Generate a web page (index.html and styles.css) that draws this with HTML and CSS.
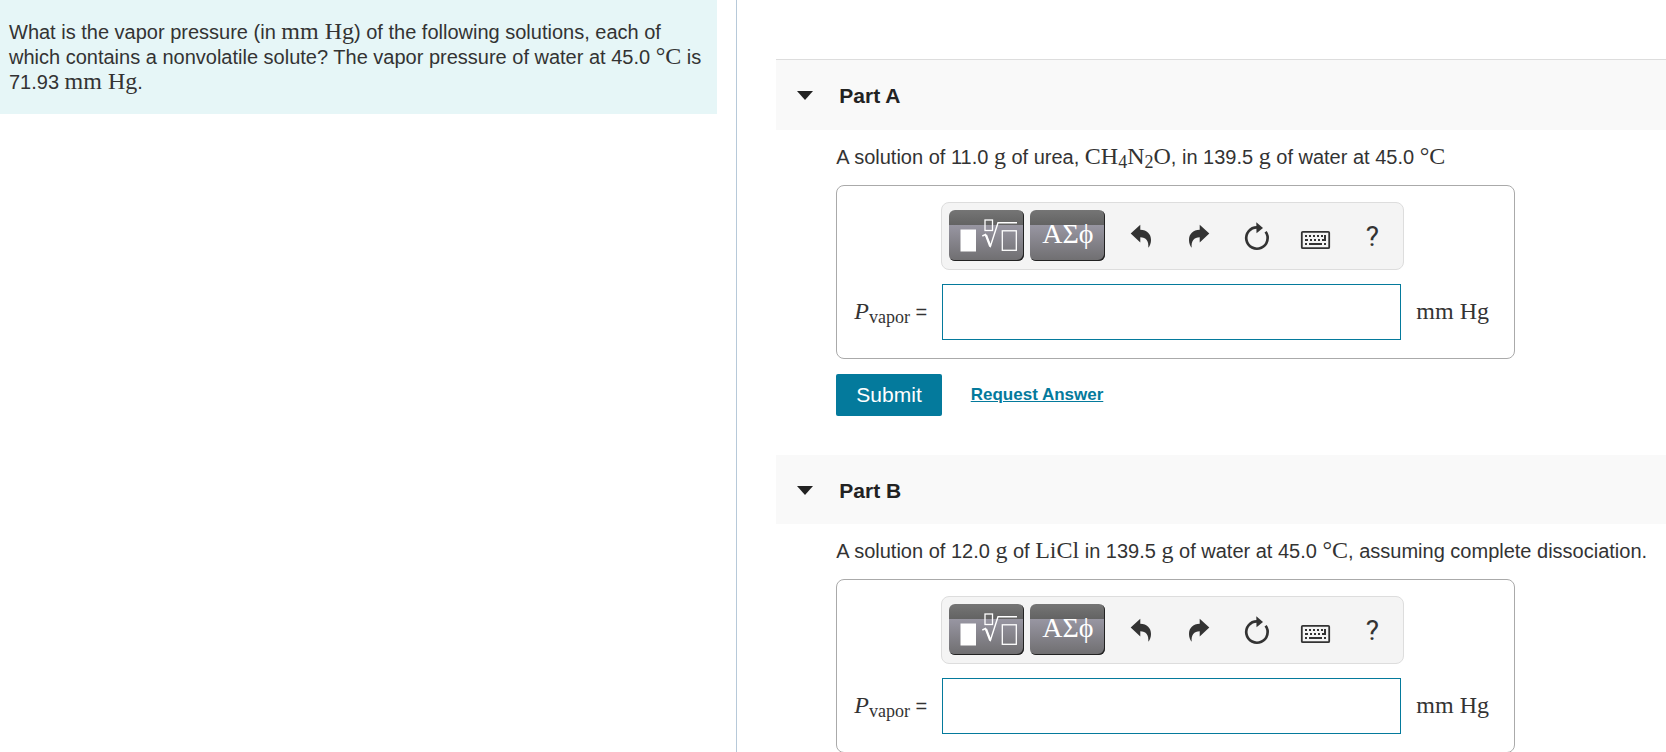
FILE: index.html
```html
<!DOCTYPE html>
<html lang="en">
<head>
    <meta charset="UTF-8">
    <meta name="viewport" content="width=device-width, initial-scale=1.0">
    <title>Vapor Pressure of Solutions</title>
    <link rel="stylesheet" href="styles.css">
</head>
<body>

<!-- Shared toolbar icons -->
<svg class="icon-defs" aria-hidden="true">
    <symbol id="icon-caret" viewBox="0 0 16 9">
        <path d="M0 0H16L8 9Z" fill="currentColor"/>
    </symbol>
    <symbol id="icon-template" viewBox="0 0 75 51">
        <rect x="11.5" y="19.5" width="15.5" height="22" fill="#fff"/>
        <g fill="none" stroke="#fff">
            <rect x="36" y="10" width="7.5" height="10.5" stroke-width="1.3"/>
            <path d="M33.3 26L36.5 24.5L41.5 36L49 12.8H68" stroke-width="1.4"/>
            <path d="M37 25L41.3 36.5" stroke-width="2.2"/>
            <rect x="53.3" y="20.8" width="14" height="19.5" stroke-width="1.3"/>
        </g>
    </symbol>
    <symbol id="icon-arrow" viewBox="0 0 32 32">
        <path d="M5.7 12.5L15.3 3.7V8.8C22 9 26 13 26 19C26 22 25 25 23.3 26.7C24 20 21 16.2 15.3 16.2V21.5Z" fill="currentColor"/>
    </symbol>
    <symbol id="icon-reset" viewBox="0 0 32 32">
        <path d="M16 6.3A10.7 10.7 0 1 0 24.6 10.7" fill="none" stroke="currentColor" stroke-width="2.7"/>
        <path d="M15.3 1.3L22 7L15.5 12.3Z" fill="currentColor"/>
    </symbol>
    <symbol id="icon-keyboard" viewBox="0 0 32 32">
        <rect x="2.8" y="10.8" width="27.4" height="16.4" rx="1" fill="none" stroke="currentColor" stroke-width="1.8"/>
        <path d="M6 15H24.5" stroke="currentColor" stroke-width="2" stroke-dasharray="2 2"/>
        <path d="M6 19H9M11 19H13M15 19H17M19 19H21M23 19H27M26 14V19" fill="none" stroke="currentColor" stroke-width="2"/>
        <path d="M6 23H8M10 23H23M25 23H27" stroke="currentColor" stroke-width="2"/>
    </symbol>
</svg>

<div class="page">
    <aside class="intro">
        <p class="intro-text">What is the vapor pressure (in <span class="math">mm Hg</span>) of the following solutions, each of which contains a nonvolatile solute? The vapor pressure of water at 45.0 <span class="math">°C</span> is 71.93 <span class="math">mm Hg</span>.</p>
    </aside>

    <main class="parts">
        <section class="part">
            <h2 class="part-header">
                <button class="part-toggle" type="button" aria-expanded="true">
                    <svg class="caret"><use href="#icon-caret"/></svg>
                    Part A
                </button>
            </h2>
            <div class="part-body">
                <p class="question">A solution of 11.0 <span class="math">g</span> of urea, <span class="math">CH<sub>4</sub>N<sub>2</sub>O</span>, in 139.5 <span class="math">g</span> of water at 45.0 <span class="math">°C</span></p>
                <form class="answer" id="form-a">
                    <div class="toolbar">
                        <button class="tool-key" type="button" aria-label="Templates"><svg class="template"><use href="#icon-template"/></svg></button>
                        <button class="tool-key greek" type="button">ΑΣϕ</button>
                        <div class="tool-icons">
                            <button class="tool" type="button" aria-label="Undo"><svg class="icon"><use href="#icon-arrow"/></svg></button>
                            <button class="tool" type="button" aria-label="Redo"><svg class="icon flipped"><use href="#icon-arrow"/></svg></button>
                            <button class="tool" type="button" aria-label="Reset"><svg class="icon"><use href="#icon-reset"/></svg></button>
                            <button class="tool" type="button" aria-label="Keyboard"><svg class="icon"><use href="#icon-keyboard"/></svg></button>
                            <button class="tool help" type="button">?</button>
                        </div>
                    </div>
                    <label class="answer-label" for="answer-a"><span class="math"><i>P</i><sub>vapor</sub></span> =</label>
                    <input class="answer-input" id="answer-a" type="text">
                    <span class="answer-unit math">mm Hg</span>
                </form>
                <div class="actions">
                    <button class="submit" type="submit" form="form-a">Submit</button>
                    <a class="request" href="#">Request Answer</a>
                </div>
            </div>
        </section>

        <section class="part">
            <h2 class="part-header">
                <button class="part-toggle" type="button" aria-expanded="true">
                    <svg class="caret"><use href="#icon-caret"/></svg>
                    Part B
                </button>
            </h2>
            <div class="part-body">
                <p class="question">A solution of 12.0 <span class="math">g</span> of <span class="math">LiCl</span> in 139.5 <span class="math">g</span> of water at 45.0 <span class="math">°C</span>, assuming complete dissociation.</p>
                <form class="answer" id="form-b">
                    <div class="toolbar">
                        <button class="tool-key" type="button" aria-label="Templates"><svg class="template"><use href="#icon-template"/></svg></button>
                        <button class="tool-key greek" type="button">ΑΣϕ</button>
                        <div class="tool-icons">
                            <button class="tool" type="button" aria-label="Undo"><svg class="icon"><use href="#icon-arrow"/></svg></button>
                            <button class="tool" type="button" aria-label="Redo"><svg class="icon flipped"><use href="#icon-arrow"/></svg></button>
                            <button class="tool" type="button" aria-label="Reset"><svg class="icon"><use href="#icon-reset"/></svg></button>
                            <button class="tool" type="button" aria-label="Keyboard"><svg class="icon"><use href="#icon-keyboard"/></svg></button>
                            <button class="tool help" type="button">?</button>
                        </div>
                    </div>
                    <label class="answer-label" for="answer-b"><span class="math"><i>P</i><sub>vapor</sub></span> =</label>
                    <input class="answer-input" id="answer-b" type="text">
                    <span class="answer-unit math">mm Hg</span>
                </form>
            </div>
        </section>
    </main>
</div>

</body>
</html>
```
FILE: styles.css
```css
* {
    box-sizing: border-box;
}

body {
    margin: 0;
    font-family: "Liberation Sans", Arial, sans-serif;
    font-size: 20px;
    line-height: 24px;
    color: #333;
    background: #fff;
}

button {
    margin: 0;
    padding: 0;
    border: none;
    background: none;
    font: inherit;
    color: inherit;
    cursor: pointer;
}

p {
    margin: 0;
}

.icon-defs {
    display: none;
}

.page {
    display: grid;
    grid-template-columns: 44.2% 1fr;
    height: 100vh;
}

/* Problem statement */
.intro {
    padding-right: 19px;
}

.intro-text {
    padding: 20px 9px 19px;
    background: #e6f6f7;
    line-height: 25px;
}

/* Formulas and units */
.math {
    font-family: "Liberation Serif", "Times New Roman", serif;
    font-size: 24px;
    line-height: 20px;
    white-space: nowrap;
}

.math sub {
    font-size: 18px;
    line-height: 0;
    vertical-align: -4px;
}

/* Parts */
.parts {
    min-width: 0;
    padding: 59px 0 0 39px;
    border-left: 1px solid #b7c9d9;
    overflow-y: auto;
    scrollbar-width: none;
}

.part-header {
    margin: 0;
    background: #f9f9f9;
    font-size: 21px;
    color: #222;
}

.part:first-child .part-header {
    padding-bottom: 1px;
    border-top: 1px solid #ddd;
}

.part-toggle {
    display: flex;
    align-items: center;
    gap: 26px;
    width: 100%;
    padding: 24px 21px 21px;
    font-weight: bold;
    text-align: left;
}

.caret {
    width: 16px;
    height: 9px;
    margin-bottom: 2px;
}

.part-body {
    padding: 15px 0 39px 60px;
}

.question {
    padding-bottom: 16px;
}

/* Answer box */
.answer {
    display: grid;
    grid-template-columns: 87px 1fr 110px;
    row-gap: 14px;
    align-items: center;
    max-width: 679px;
    padding: 16px 0 18px 17px;
    border: 1px solid #aaa;
    border-radius: 8px;
}

.toolbar {
    grid-column: 2;
    display: flex;
    align-items: center;
    gap: 6px;
    height: 68px;
    padding: 0 2px 1px 7px;
    border: 1px solid #ddd;
    border-radius: 8px;
    background: #f4f4f4;
}

.tool-key {
    flex: 0 0 75px;
    height: 51px;
    border-radius: 6px;
    background: linear-gradient(#757575, #636363 15px, #9896a2 15px, #6f6e70);
    box-shadow: inset -1px -1px 0 #222;
    color: #fff;
}

.template {
    display: block;
    width: 75px;
    height: 51px;
}

.greek {
    padding-bottom: 3px;
    font-family: "Liberation Serif", serif;
    font-size: 28px;
}

.tool-icons {
    flex: 1;
    display: grid;
    grid-template-columns: repeat(5, 1fr);
    padding: 2px 0 0 1px;
}

.tool {
    display: flex;
    align-items: center;
    justify-content: center;
    height: 51px;
}

.icon {
    width: 32px;
    height: 32px;
}

.flipped {
    transform: scaleX(-1);
}

.help {
    font-family: Roboto, sans-serif;
    font-size: 28px;
}

.answer-label {
    grid-column: 1;
    padding-bottom: 1px;
}

.answer-input {
    width: calc(100% - 4px);
    height: 56px;
    margin: 0 1px;
    padding: 0 10px;
    border: 1px solid #047a9c;
    font: inherit;
    color: inherit;
}

.answer-unit {
    padding: 0 0 2px 12px;
}

/* Buttons below the box */
.actions {
    display: flex;
    align-items: center;
    gap: 29px;
    padding-top: 15px;
}

.submit {
    padding: 9px 20px;
    border-radius: 2px;
    background: #047a9c;
    font-size: 21px;
    color: #fff;
}

.request {
    font-size: 17px;
    font-weight: bold;
    color: #047a9c;
}
```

Short exercise: Tell how many lines of the data above hold the string "index". Give only the number.

Response to this task: 2